THE REQUEST: Repeat the whole listing below, word for word.

-- Start of MATERIAL --

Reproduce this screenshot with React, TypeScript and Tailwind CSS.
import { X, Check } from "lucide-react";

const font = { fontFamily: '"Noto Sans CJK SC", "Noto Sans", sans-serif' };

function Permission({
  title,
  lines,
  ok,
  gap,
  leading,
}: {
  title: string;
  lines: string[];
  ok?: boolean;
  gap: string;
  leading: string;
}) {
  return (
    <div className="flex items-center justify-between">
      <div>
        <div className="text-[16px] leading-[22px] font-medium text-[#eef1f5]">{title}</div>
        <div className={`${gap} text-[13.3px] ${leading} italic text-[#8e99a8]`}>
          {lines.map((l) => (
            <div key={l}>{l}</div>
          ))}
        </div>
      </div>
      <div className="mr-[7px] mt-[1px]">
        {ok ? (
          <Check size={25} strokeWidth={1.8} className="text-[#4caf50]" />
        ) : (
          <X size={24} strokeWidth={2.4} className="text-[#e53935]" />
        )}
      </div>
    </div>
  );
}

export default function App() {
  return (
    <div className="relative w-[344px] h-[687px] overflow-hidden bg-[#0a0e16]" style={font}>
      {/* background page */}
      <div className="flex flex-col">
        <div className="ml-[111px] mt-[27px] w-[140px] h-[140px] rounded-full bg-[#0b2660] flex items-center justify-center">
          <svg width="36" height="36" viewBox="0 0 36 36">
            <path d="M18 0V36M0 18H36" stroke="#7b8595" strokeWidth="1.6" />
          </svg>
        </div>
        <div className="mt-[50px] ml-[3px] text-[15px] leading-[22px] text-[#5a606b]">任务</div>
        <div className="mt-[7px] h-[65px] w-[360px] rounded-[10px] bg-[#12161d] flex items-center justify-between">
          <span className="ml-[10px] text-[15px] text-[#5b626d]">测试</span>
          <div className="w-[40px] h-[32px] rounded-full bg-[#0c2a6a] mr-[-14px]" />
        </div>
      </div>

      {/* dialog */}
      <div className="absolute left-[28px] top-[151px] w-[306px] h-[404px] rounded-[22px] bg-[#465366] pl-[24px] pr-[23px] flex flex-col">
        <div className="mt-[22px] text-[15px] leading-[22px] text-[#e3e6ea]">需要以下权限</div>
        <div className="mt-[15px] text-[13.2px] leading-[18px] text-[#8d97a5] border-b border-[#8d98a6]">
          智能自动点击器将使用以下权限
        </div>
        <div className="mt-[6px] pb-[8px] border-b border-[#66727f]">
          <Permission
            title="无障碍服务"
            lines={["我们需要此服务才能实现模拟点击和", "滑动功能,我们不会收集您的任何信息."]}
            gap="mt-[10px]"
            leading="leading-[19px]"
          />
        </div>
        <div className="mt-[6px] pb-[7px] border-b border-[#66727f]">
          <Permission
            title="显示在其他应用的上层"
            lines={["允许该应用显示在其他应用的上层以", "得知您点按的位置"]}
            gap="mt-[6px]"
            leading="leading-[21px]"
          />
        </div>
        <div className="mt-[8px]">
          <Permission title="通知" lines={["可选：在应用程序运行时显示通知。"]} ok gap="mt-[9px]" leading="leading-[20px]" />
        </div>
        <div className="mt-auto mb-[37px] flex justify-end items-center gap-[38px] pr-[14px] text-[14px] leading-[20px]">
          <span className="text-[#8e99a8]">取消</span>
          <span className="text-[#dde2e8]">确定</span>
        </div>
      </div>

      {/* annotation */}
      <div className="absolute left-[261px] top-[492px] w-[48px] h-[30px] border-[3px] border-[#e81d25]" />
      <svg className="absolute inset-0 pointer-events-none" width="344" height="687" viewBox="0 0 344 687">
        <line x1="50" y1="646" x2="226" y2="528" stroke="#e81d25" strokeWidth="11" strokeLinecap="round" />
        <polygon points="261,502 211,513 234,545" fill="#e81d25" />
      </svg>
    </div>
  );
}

-- End of MATERIAL --

SOLVED PROBLEM:
Reproduce this screenshot with React, TypeScript and Tailwind CSS.
import { X, Check } from "lucide-react";

const font = { fontFamily: '"Noto Sans CJK SC", "Noto Sans", sans-serif' };

function Permission({
  title,
  lines,
  ok,
  gap,
  leading,
}: {
  title: string;
  lines: string[];
  ok?: boolean;
  gap: string;
  leading: string;
}) {
  return (
    <div className="flex items-center justify-between">
      <div>
        <div className="text-[16px] leading-[22px] font-medium text-[#eef1f5]">{title}</div>
        <div className={`${gap} text-[13.3px] ${leading} italic text-[#8e99a8]`}>
          {lines.map((l) => (
            <div key={l}>{l}</div>
          ))}
        </div>
      </div>
      <div className="mr-[7px] mt-[1px]">
        {ok ? (
          <Check size={25} strokeWidth={1.8} className="text-[#4caf50]" />
        ) : (
          <X size={24} strokeWidth={2.4} className="text-[#e53935]" />
        )}
      </div>
    </div>
  );
}

export default function App() {
  return (
    <div className="relative w-[344px] h-[687px] overflow-hidden bg-[#0a0e16]" style={font}>
      {/* background page */}
      <div className="flex flex-col">
        <div className="ml-[111px] mt-[27px] w-[140px] h-[140px] rounded-full bg-[#0b2660] flex items-center justify-center">
          <svg width="36" height="36" viewBox="0 0 36 36">
            <path d="M18 0V36M0 18H36" stroke="#7b8595" strokeWidth="1.6" />
          </svg>
        </div>
        <div className="mt-[50px] ml-[3px] text-[15px] leading-[22px] text-[#5a606b]">任务</div>
        <div className="mt-[7px] h-[65px] w-[360px] rounded-[10px] bg-[#12161d] flex items-center justify-between">
          <span className="ml-[10px] text-[15px] text-[#5b626d]">测试</span>
          <div className="w-[40px] h-[32px] rounded-full bg-[#0c2a6a] mr-[-14px]" />
        </div>
      </div>

      {/* dialog */}
      <div className="absolute left-[28px] top-[151px] w-[306px] h-[404px] rounded-[22px] bg-[#465366] pl-[24px] pr-[23px] flex flex-col">
        <div className="mt-[22px] text-[15px] leading-[22px] text-[#e3e6ea]">需要以下权限</div>
        <div className="mt-[15px] text-[13.2px] leading-[18px] text-[#8d97a5] border-b border-[#8d98a6]">
          智能自动点击器将使用以下权限
        </div>
        <div className="mt-[6px] pb-[8px] border-b border-[#66727f]">
          <Permission
            title="无障碍服务"
            lines={["我们需要此服务才能实现模拟点击和", "滑动功能,我们不会收集您的任何信息."]}
            gap="mt-[10px]"
            leading="leading-[19px]"
          />
        </div>
        <div className="mt-[6px] pb-[7px] border-b border-[#66727f]">
          <Permission
            title="显示在其他应用的上层"
            lines={["允许该应用显示在其他应用的上层以", "得知您点按的位置"]}
            gap="mt-[6px]"
            leading="leading-[21px]"
          />
        </div>
        <div className="mt-[8px]">
          <Permission title="通知" lines={["可选：在应用程序运行时显示通知。"]} ok gap="mt-[9px]" leading="leading-[20px]" />
        </div>
        <div className="mt-auto mb-[37px] flex justify-end items-center gap-[38px] pr-[14px] text-[14px] leading-[20px]">
          <span className="text-[#8e99a8]">取消</span>
          <span className="text-[#dde2e8]">确定</span>
        </div>
      </div>

      {/* annotation */}
      <div className="absolute left-[261px] top-[492px] w-[48px] h-[30px] border-[3px] border-[#e81d25]" />
      <svg className="absolute inset-0 pointer-events-none" width="344" height="687" viewBox="0 0 344 687">
        <line x1="50" y1="646" x2="226" y2="528" stroke="#e81d25" strokeWidth="11" strokeLinecap="round" />
        <polygon points="261,502 211,513 234,545" fill="#e81d25" />
      </svg>
    </div>
  );
}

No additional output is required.